TL;DR
This paper studies numbers that are reverse multiples in various bases, introduces Young graphs to analyze their structure, and uses transfer-matrix methods to enumerate such numbers for bases 2 to 100.
Contribution
It extends Young's tree approach to classify (g,k)-reverse multiples and applies transfer-matrix techniques for enumeration across multiple bases.
Findings
Determined possible k values for bases 2 to 100.
Developed Young graphs to analyze reverse multiples.

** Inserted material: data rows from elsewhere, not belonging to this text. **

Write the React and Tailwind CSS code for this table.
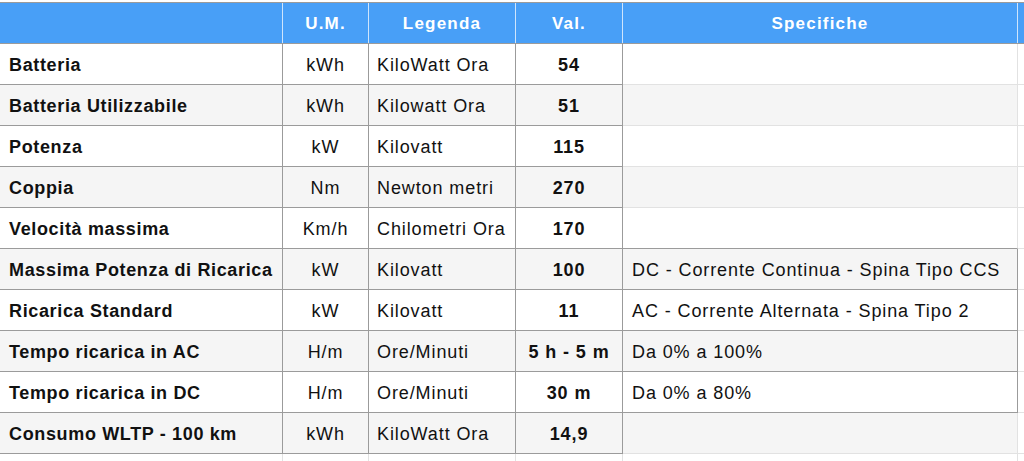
import React from "react";

const rows = [
    { name: "Batteria", um: "kWh", leg: "KiloWatt Ora", val: "54", spec: "" },
    { name: "Batteria Utilizzabile", um: "kWh", leg: "Kilowatt Ora", val: "51", spec: "" },
    { name: "Potenza", um: "kW", leg: "Kilovatt", val: "115", spec: "" },
    { name: "Coppia", um: "Nm", leg: "Newton metri", val: "270", spec: "" },
    { name: "Velocità massima", um: "Km/h", leg: "Chilometri Ora", val: "170", spec: "" },
    { name: "Massima Potenza di Ricarica", um: "kW", leg: "Kilovatt", val: "100", spec: "DC - Corrente Continua - Spina Tipo CCS" },
    { name: "Ricarica Standard", um: "kW", leg: "Kilovatt", val: "11", spec: "AC - Corrente Alternata - Spina Tipo 2" },
    { name: "Tempo ricarica in AC", um: "H/m", leg: "Ore/Minuti", val: "5 h - 5 m", spec: "Da 0% a 100%" },
    { name: "Tempo ricarica in DC", um: "H/m", leg: "Ore/Minuti", val: "30 m", spec: "Da 0% a 80%" },
    { name: "Consumo WLTP - 100 km", um: "kWh", leg: "KiloWatt Ora", val: "14,9", spec: "" },
];

const font = { fontFamily: "'Liberation Sans', Arial, sans-serif" };

const SpecCell = ({ row, next, children }) => {
    const boxed = row.spec !== "";
    const bottomDark = boxed || (next && next.spec !== "");
    return (
        <div
            className={
                "w-[395px] h-full flex items-center pl-[9px] pt-[3px] border-r border-b " +
                (boxed ? "border-r-[#9b9b9b] " : "border-r-[#e2e2e2] ") +
                (bottomDark ? "border-b-[#9b9b9b]" : "border-b-[#e2e2e2]")
            }
        >
            {children}
        </div>
    );
};

export default function App() {
    return (
        <div className="w-[1024px] h-[461px] overflow-hidden bg-white pt-[2px] text-[18px] tracking-[0.9px] text-[#111]" style={font}>
            <div className="flex h-[42px] bg-[#489ff7] border-t border-b border-[#9b9b9b] text-white font-bold text-[17px] tracking-[1.2px]">
                <div className="w-[283px] border-r border-r-[#cfe5fc]"></div>
                <div className="w-[86px] border-r border-r-[#cfe5fc] flex items-center justify-center pt-[2px]">U.M.</div>
                <div className="w-[147px] border-r border-r-[#cfe5fc] flex items-center justify-center pt-[2px]">Legenda</div>
                <div className="w-[107px] border-r border-r-[#cfe5fc] flex items-center justify-center pt-[2px]">Val.</div>
                <div className="w-[395px] border-r border-r-[#cfe5fc] flex items-center justify-center pt-[2px]">Specifiche</div>
                <div className="flex-1"></div>
            </div>
            {rows.map((row, i) => (
                <div key={i} className={"flex h-[41px] " + (i % 2 === 1 ? "bg-[#f5f5f5]" : "bg-white")}>
                    <div className="w-[283px] h-full flex items-center pl-[9px] pt-[3px] font-bold tracking-[0.65px] border-r border-b border-[#9b9b9b]">
                        {row.name}
                    </div>
                    <div className="w-[86px] h-full flex items-center justify-center pt-[3px] border-r border-b border-[#9b9b9b]">
                        {row.um}
                    </div>
                    <div className="w-[147px] h-full flex items-center pl-2 pt-[3px] border-r border-b border-[#9b9b9b]">
                        {row.leg}
                    </div>
                    <div className="w-[107px] h-full flex items-center justify-center pt-[3px] font-bold tracking-[0.9px] border-r border-b border-[#9b9b9b]">
                        {row.val}
                    </div>
                    <SpecCell row={row} next={rows[i + 1]}>
                        {row.spec}
                    </SpecCell>
                    <div className="flex-1 h-full bg-white border-b border-[#e2e2e2]"></div>
                </div>
            ))}
            <div className="flex h-[41px] bg-white">
                <div className="w-[283px] h-full border-r border-[#e2e2e2]"></div>
                <div className="w-[86px] h-full border-r border-[#e2e2e2]"></div>
                <div className="w-[147px] h-full border-r border-[#e2e2e2]"></div>
                <div className="w-[107px] h-full border-r border-[#e2e2e2]"></div>
                <div className="w-[395px] h-full border-r border-[#e2e2e2]"></div>
                <div className="flex-1"></div>
            </div>
        </div>
    );
}
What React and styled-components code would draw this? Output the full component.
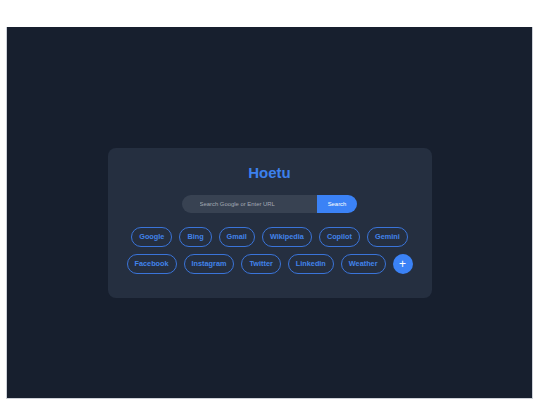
import React from 'react'
import styled, { createGlobalStyle } from 'styled-components'

const GlobalStyle = createGlobalStyle`
  html, body {
    margin: 0;
    padding: 0;
    background: #ffffff;
  }
  * {
    box-sizing: border-box;
  }
`

const links = [
  'Google', 'Bing', 'Gmail', 'Wikipedia', 'Copilot', 'Gemini',
  'Facebook', 'Instagram', 'Twitter', 'Linkedin', 'Weather',
]

function App() {
  return (
    <>
      <GlobalStyle />
      <Page>
        <Screen>
          <Card>
            <Title>Hoetu</Title>
            <SearchForm onSubmit={(e) => e.preventDefault()}>
              <SearchInput type="text" placeholder="Search Google or Enter URL" />
              <SearchButton type="submit">Search</SearchButton>
            </SearchForm>
            <Links>
              {links.map((name) => (
                <Chip key={name} href="#">{name}</Chip>
              ))}
              <AddButton type="button">+</AddButton>
            </Links>
          </Card>
        </Screen>
      </Page>
    </>
  )
}

export default App

const Page = styled.div`
  width: 540px;
  height: 405px;
  padding: 27px 7px 6px 6px;
  display: flex;
  background: #ffffff;
`

const Screen = styled.div`
  flex: 1;
  display: flex;
  align-items: center;
  justify-content: center;
  padding-top: 21px;
  background: #171f2e;
  border: 1px solid #cdd1d8;
  border-top: 0;
  font-family: "Liberation Sans", Arial, sans-serif;
`

const Card = styled.div`
  width: 324px;
  height: 150px;
  padding: 16px 12px 24px;
  display: flex;
  flex-direction: column;
  align-items: center;
  background: #252f40;
  border-radius: 8px;
`

const Title = styled.h1`
  margin: 0 0 13px;
  font-size: 15px;
  line-height: 18px;
  font-weight: 700;
  color: #3c80ec;
`

const SearchForm = styled.form`
  display: flex;
  width: 175px;
  height: 19px;
  margin: 0 0 14px;
`

const SearchInput = styled.input`
  width: 135px;
  height: 100%;
  padding: 0 0 0 17.5px;
  border: 0;
  outline: none;
  border-radius: 10px 0 0 10px;
  background: #384252;
  font-family: "Liberation Sans", Arial, sans-serif;
  font-size: 5.9px;
  color: #e5e7eb;

  &::placeholder {
    color: #a3a9b3;
  }
`

const SearchButton = styled.button`
  flex: 1;
  height: 100%;
  padding: 0;
  border: 0;
  border-radius: 0 10px 10px 0;
  background: #3b82f6;
  font-family: "Liberation Sans", Arial, sans-serif;
  font-size: 5.9px;
  color: #ffffff;
`

const Links = styled.div`
  width: 100%;
  display: flex;
  flex-wrap: wrap;
  justify-content: center;
  column-gap: 7px;
  row-gap: 7.5px;
`

const Chip = styled.a`
  display: inline-flex;
  align-items: center;
  height: 19.5px;
  padding: 0 7px;
  border: 1px solid #3a74d9;
  border-radius: 10px;
  font-size: 7.3px;
  font-weight: 700;
  color: #4283ea;
  text-decoration: none;
`

const AddButton = styled.button`
  width: 20px;
  height: 20px;
  padding: 0 0 1px;
  display: flex;
  align-items: center;
  justify-content: center;
  border: 0;
  border-radius: 50%;
  background: #3b82f6;
  font-family: "Liberation Sans", Arial, sans-serif;
  font-size: 12px;
  line-height: 1;
  color: #ffffff;
`
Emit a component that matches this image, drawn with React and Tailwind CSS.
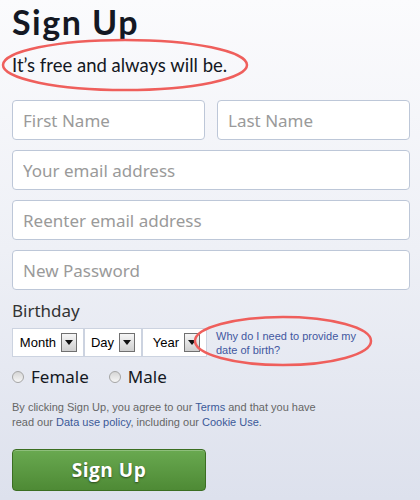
import React from 'react';

const inputCls =
  "h-10 rounded-[4px] border border-[#bdc7d8] bg-white px-[10px] text-[17px] text-[#141823] placeholder-[#9a9a9a] outline-none font-['Noto_Sans','Liberation_Sans',sans-serif]";

const DropBtn = () => (
  <span className="flex h-[19px] w-[16px] items-center justify-center border border-[#707070] bg-gradient-to-b from-[#f6f6f6] to-[#cfcfcf]">
    <svg width="8" height="5" viewBox="0 0 8 5">
      <path d="M0 0h8L4 5z" fill="#111" />
    </svg>
  </span>
);

const BirthSelect = ({ label, width }) => (
  <div
    className={`flex h-[29px] items-center justify-end gap-[5px] border border-[#ccd3e0] bg-white pr-[6px] font-['Liberation_Sans',sans-serif] text-[13px] text-black ${width}`}
  >
    <span>{label}</span>
    <DropBtn />
  </div>
);

const Radio = ({ label }) => (
  <label className="flex items-center gap-[7px]">
    <span className="h-[12px] w-[12px] rounded-full border border-[#a5a5a5] bg-gradient-to-b from-[#d6d6d6] to-[#f6f6f6]" />
    <span className="text-[17px] leading-[20px] text-[#141823]">{label}</span>
  </label>
);

export default function App() {
  return (
    <div className="relative min-h-[500px] w-full overflow-hidden bg-gradient-to-b from-[#fbfbfd] via-[#eef0f6] to-[#dde1ed] pl-[12px] pr-[10px] pt-[2px] font-['Noto_Sans','Liberation_Sans',sans-serif]">
      <h1 className="font-['Lato',sans-serif] text-[34px] font-bold leading-[40px] tracking-[1.5px] text-[#141823]">
        Sign Up
      </h1>
      <p className="mt-[11px] font-['Lato',sans-serif] text-[18.5px] leading-[24px] text-[#141823]">
        It’s free and always will be.
      </p>

      <div className="mt-[23px] flex flex-col gap-[10px]">
        <div className="grid grid-cols-2 gap-[12px]">
          <input className={inputCls} placeholder="First Name" />
          <input className={inputCls} placeholder="Last Name" />
        </div>
        <input className={inputCls} placeholder="Your email address" />
        <input className={inputCls} placeholder="Reenter email address" />
        <input className={inputCls} type="password" placeholder="New Password" />
      </div>

      <div className="mt-[11px] text-[17px] leading-[20px] text-[#333]">Birthday</div>

      <div className="mt-[7px] flex items-center">
        <BirthSelect label="Month" width="w-[72px]" />
        <BirthSelect label="Day" width="w-[58px]" />
        <BirthSelect label="Year" width="w-[65px]" />
        <a
          className="ml-[9px] flex flex-col font-['Liberation_Sans',sans-serif] text-[11px] leading-[14px] text-[#4257a0]"
          href="#"
        >
          <span>Why do I need to provide my</span>
          <span>date of birth?</span>
        </a>
      </div>

      <div className="mt-[10px] flex items-center gap-[20px]">
        <Radio label="Female" />
        <Radio label="Male" />
      </div>

      {/* terms, one block per line */}
      <div className="mt-[13px] font-['Liberation_Sans',sans-serif] text-[11px] leading-[15px] text-[#666]">
        <p>
          <span>By clicking Sign Up, you agree to our </span>
          <a className="text-[#3b5998]" href="#">Terms</a>
          <span> and that you have</span>
        </p>
        <p>
          <span>read our </span>
          <a className="text-[#3b5998]" href="#">Data use policy</a>
          <span>, including our </span>
          <a className="text-[#3b5998]" href="#">Cookie Use</a>
          <span>.</span>
        </p>
      </div>

      <button className="mt-[19px] flex h-[42px] w-[194px] items-center justify-center rounded-[4px] border border-[#3b6e22] bg-gradient-to-b from-[#69a950] to-[#4e8a35] font-['Open_Sans',sans-serif] text-[19px] font-bold tracking-[0.5px] text-white [text-shadow:0_1px_2px_rgba(0,0,0,0.5)] shadow-[inset_0_1px_0_rgba(255,255,255,0.25)]">
        Sign Up
      </button>

      {/* red annotation circles */}
      <svg className="pointer-events-none absolute left-0 top-0" width="420" height="500">
        <ellipse cx="125" cy="65" rx="122" ry="25" fill="none" stroke="#ef5f5c" strokeWidth="2.5" />
        <ellipse cx="283" cy="341" rx="88" ry="24" fill="none" stroke="#ef5f5c" strokeWidth="2.5" />
      </svg>
    </div>
  );
}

Applied transfer-matrix method for enumeration.
Abstract
For integers g >= 3, k >= 2, call a number N a (g,k)-reverse multiple if the reversal of N in base g is equal to k times N. The numbers 1089 and 2178 are the two smallest (10,k)-reverse multiples, their reversals being 9801 = 9x1089 and 8712 = 4x2178. In 1992, A. L. Young introduced certain trees in order to study the problem of finding all (g,k)-reverse multiples. By using modified versions of her trees, which we call Young graphs, we determine the possible values of k for bases g = 2 through 100, and then show how to apply the transfer-matrix method to enumerate the (g,k)-reverse multiples with a given number of base-g digits. These Young graphs are interesting finite directed graphs, whose structure is not at all well understood.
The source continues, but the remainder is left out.